**DO THIS**
Which lines below hold the word "full"? Report each one.

**PROVIDED RECORDS**
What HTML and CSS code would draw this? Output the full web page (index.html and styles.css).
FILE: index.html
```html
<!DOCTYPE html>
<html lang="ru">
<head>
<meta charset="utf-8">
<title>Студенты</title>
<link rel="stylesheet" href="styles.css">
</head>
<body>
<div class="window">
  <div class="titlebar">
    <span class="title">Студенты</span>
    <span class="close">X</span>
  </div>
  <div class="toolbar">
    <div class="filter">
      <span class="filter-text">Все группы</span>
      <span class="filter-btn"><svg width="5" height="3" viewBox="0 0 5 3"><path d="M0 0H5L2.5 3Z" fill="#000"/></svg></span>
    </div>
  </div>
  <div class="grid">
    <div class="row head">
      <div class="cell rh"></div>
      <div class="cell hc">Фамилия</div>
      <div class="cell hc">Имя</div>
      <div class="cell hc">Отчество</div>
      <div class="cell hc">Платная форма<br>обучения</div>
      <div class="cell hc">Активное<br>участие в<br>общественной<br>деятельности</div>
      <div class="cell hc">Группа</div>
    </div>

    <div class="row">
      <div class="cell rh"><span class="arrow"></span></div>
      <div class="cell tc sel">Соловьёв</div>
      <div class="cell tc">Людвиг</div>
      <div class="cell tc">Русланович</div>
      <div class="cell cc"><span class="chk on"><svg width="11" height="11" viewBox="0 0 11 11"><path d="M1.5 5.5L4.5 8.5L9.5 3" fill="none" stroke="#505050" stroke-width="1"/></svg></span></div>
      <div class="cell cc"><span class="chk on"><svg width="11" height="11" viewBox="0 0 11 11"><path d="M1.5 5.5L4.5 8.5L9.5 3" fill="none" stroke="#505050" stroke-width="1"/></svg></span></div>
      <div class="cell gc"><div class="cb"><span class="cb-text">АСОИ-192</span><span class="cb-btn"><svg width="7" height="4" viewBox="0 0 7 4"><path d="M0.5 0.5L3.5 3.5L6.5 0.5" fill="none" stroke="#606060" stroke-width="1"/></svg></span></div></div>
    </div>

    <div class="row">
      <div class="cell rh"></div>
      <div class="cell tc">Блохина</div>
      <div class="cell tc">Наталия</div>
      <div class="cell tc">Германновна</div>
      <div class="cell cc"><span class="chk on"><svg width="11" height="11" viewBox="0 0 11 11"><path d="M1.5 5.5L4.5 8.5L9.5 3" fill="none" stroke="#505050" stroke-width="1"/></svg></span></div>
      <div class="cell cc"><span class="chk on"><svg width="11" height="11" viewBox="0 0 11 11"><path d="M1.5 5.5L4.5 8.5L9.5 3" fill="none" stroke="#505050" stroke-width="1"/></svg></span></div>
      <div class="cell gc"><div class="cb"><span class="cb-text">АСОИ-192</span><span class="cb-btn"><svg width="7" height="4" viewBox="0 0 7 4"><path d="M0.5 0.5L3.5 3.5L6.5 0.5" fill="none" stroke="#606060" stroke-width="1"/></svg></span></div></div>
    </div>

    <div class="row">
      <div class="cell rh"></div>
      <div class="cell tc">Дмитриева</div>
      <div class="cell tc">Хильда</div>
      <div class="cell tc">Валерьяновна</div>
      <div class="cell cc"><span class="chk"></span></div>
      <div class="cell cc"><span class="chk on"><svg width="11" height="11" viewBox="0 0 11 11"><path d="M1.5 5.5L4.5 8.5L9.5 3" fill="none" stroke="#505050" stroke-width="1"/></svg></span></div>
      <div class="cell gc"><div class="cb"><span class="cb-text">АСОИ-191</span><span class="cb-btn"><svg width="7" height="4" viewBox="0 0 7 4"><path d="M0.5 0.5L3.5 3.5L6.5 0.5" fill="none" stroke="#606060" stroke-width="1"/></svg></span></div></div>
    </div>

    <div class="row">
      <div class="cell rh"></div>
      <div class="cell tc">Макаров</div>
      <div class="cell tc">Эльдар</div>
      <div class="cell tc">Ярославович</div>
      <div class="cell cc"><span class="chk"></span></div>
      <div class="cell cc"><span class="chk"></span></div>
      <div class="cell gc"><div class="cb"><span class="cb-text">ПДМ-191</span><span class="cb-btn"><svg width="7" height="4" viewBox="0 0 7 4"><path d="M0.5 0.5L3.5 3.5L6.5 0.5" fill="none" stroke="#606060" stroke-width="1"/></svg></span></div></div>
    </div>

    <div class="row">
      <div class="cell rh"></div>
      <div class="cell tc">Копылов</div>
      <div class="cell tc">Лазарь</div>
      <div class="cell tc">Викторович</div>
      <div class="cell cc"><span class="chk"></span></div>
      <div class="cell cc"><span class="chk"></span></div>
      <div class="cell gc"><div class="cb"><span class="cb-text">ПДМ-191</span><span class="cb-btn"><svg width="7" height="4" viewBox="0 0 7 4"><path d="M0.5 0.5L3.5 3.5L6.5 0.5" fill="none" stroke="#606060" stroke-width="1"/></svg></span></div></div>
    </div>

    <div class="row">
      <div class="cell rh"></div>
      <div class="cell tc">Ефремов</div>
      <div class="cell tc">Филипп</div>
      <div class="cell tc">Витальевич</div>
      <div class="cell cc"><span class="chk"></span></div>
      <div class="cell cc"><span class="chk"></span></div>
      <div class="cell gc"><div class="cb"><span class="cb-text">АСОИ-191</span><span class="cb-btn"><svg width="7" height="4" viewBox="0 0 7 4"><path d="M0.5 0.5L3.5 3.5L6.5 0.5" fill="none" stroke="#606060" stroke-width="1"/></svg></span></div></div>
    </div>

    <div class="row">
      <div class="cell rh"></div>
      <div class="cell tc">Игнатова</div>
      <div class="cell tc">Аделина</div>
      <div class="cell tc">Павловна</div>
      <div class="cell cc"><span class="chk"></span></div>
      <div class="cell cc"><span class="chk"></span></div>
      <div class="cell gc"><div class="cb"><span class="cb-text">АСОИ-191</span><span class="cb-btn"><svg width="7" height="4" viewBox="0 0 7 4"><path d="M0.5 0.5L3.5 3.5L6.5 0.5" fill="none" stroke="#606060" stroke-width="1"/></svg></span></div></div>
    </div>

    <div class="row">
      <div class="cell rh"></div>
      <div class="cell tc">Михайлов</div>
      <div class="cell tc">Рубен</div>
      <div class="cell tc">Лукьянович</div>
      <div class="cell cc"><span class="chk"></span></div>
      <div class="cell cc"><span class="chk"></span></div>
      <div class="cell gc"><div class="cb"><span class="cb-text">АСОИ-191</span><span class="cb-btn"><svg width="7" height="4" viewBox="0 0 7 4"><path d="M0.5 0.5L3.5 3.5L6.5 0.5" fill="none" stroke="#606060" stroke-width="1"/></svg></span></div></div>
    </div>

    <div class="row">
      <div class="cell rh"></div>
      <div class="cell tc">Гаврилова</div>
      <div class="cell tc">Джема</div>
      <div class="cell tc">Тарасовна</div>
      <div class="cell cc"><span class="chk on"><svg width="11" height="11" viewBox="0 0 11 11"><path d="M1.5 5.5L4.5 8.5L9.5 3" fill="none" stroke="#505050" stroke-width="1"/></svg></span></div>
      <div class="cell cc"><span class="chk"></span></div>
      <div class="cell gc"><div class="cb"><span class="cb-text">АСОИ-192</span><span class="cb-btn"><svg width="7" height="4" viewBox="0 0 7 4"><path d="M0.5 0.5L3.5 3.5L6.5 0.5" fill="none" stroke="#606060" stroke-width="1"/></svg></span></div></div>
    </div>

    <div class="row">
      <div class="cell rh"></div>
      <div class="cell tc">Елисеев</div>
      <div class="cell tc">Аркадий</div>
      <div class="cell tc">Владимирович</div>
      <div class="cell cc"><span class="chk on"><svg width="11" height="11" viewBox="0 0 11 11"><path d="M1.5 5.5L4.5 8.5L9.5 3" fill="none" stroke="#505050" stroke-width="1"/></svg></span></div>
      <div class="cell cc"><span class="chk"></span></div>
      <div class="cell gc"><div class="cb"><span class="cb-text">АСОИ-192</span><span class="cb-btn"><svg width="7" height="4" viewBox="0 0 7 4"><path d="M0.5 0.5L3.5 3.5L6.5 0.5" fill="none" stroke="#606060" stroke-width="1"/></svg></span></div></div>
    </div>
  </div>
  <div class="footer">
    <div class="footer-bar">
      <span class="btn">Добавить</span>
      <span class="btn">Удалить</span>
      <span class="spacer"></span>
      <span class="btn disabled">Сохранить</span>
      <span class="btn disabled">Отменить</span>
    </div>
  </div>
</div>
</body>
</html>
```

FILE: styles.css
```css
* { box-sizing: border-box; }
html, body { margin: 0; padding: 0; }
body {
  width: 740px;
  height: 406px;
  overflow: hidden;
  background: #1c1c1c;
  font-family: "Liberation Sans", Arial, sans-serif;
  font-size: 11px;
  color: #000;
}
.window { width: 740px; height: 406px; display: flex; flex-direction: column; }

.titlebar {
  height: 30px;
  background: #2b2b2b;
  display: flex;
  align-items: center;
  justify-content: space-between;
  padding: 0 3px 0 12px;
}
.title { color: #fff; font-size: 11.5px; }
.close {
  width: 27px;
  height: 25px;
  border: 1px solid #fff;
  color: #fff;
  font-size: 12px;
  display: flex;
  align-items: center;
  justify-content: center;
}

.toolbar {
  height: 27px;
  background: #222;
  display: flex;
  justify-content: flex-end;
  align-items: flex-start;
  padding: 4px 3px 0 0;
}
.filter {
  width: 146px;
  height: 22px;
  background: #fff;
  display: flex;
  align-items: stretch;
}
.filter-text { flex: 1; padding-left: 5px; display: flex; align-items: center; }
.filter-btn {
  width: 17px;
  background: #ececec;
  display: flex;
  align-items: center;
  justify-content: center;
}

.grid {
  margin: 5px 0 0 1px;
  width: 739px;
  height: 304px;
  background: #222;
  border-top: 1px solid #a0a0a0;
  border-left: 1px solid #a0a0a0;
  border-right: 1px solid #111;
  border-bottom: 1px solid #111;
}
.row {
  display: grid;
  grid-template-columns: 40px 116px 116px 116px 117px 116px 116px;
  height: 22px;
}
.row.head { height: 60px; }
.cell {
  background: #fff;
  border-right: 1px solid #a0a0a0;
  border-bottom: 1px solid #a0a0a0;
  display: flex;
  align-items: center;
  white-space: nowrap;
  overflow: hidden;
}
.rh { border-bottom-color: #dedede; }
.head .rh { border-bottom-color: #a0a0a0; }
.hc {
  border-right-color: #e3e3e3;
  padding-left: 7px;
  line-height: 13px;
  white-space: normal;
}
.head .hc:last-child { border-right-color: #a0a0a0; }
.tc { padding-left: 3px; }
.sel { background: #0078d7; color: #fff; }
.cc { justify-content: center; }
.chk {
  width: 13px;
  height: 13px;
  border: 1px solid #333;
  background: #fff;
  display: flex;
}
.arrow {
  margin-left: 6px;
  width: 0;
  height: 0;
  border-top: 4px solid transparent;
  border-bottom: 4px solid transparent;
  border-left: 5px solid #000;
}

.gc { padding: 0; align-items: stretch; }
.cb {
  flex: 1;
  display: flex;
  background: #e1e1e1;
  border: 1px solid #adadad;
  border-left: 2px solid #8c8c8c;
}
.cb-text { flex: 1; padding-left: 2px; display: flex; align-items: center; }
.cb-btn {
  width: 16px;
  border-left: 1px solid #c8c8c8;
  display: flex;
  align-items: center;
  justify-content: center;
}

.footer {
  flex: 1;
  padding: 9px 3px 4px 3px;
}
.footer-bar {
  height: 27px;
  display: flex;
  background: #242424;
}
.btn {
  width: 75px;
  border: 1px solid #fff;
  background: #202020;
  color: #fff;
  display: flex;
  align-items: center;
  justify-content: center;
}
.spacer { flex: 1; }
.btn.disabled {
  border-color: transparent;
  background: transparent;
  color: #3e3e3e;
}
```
* * *
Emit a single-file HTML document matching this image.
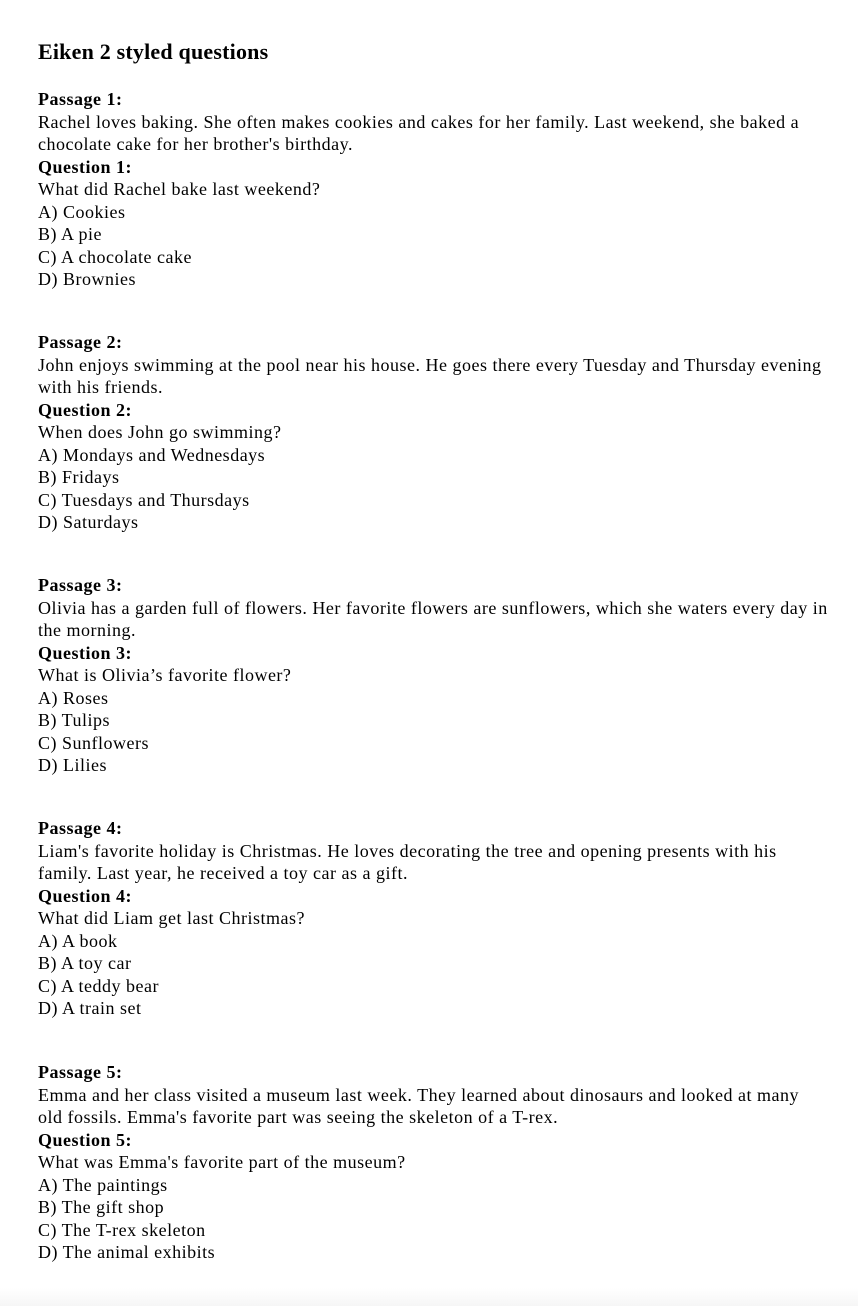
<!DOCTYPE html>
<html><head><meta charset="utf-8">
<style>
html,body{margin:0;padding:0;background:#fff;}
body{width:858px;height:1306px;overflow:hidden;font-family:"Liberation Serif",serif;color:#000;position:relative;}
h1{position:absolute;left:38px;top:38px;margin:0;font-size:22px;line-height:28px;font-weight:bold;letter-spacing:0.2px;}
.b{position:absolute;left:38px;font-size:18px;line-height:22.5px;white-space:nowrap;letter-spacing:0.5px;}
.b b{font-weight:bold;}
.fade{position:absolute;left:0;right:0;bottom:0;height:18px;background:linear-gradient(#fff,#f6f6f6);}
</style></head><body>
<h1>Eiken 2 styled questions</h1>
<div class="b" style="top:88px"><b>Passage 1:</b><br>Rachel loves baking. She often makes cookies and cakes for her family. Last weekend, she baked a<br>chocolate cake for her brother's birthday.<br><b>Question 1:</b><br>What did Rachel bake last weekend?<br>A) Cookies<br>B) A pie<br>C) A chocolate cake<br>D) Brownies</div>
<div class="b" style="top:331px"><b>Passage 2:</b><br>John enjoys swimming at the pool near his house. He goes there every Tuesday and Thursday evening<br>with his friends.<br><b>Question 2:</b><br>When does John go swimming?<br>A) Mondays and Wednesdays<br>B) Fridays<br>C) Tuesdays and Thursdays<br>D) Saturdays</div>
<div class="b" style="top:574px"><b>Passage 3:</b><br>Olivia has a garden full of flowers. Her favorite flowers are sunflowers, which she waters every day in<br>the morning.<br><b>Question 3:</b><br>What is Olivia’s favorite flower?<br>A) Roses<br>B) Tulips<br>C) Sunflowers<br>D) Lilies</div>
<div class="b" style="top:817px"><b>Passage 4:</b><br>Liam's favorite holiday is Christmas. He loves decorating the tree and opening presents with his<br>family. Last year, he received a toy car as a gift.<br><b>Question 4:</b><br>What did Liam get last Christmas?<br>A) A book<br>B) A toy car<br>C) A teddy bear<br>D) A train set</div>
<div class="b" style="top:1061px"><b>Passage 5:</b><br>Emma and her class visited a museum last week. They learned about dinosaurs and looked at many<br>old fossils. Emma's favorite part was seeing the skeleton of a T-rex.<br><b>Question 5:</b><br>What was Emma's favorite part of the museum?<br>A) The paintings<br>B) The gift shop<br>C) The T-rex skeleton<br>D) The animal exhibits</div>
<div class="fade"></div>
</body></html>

**EXERCISE ANSWER**
What HTML and CSS code would draw this? Output the full web page (index.html and styles.css).
<div class="b" style="top:574px"><b>Passage 3:</b><br>Olivia has a garden full of flowers. Her favorite flowers are sunflowers, which she waters every day in<br>the morning.<br><b>Question 3:</b><br>What is Olivia’s favorite flower?<br>A) Roses<br>B) Tulips<br>C) Sunflowers<br>D) Lilies</div>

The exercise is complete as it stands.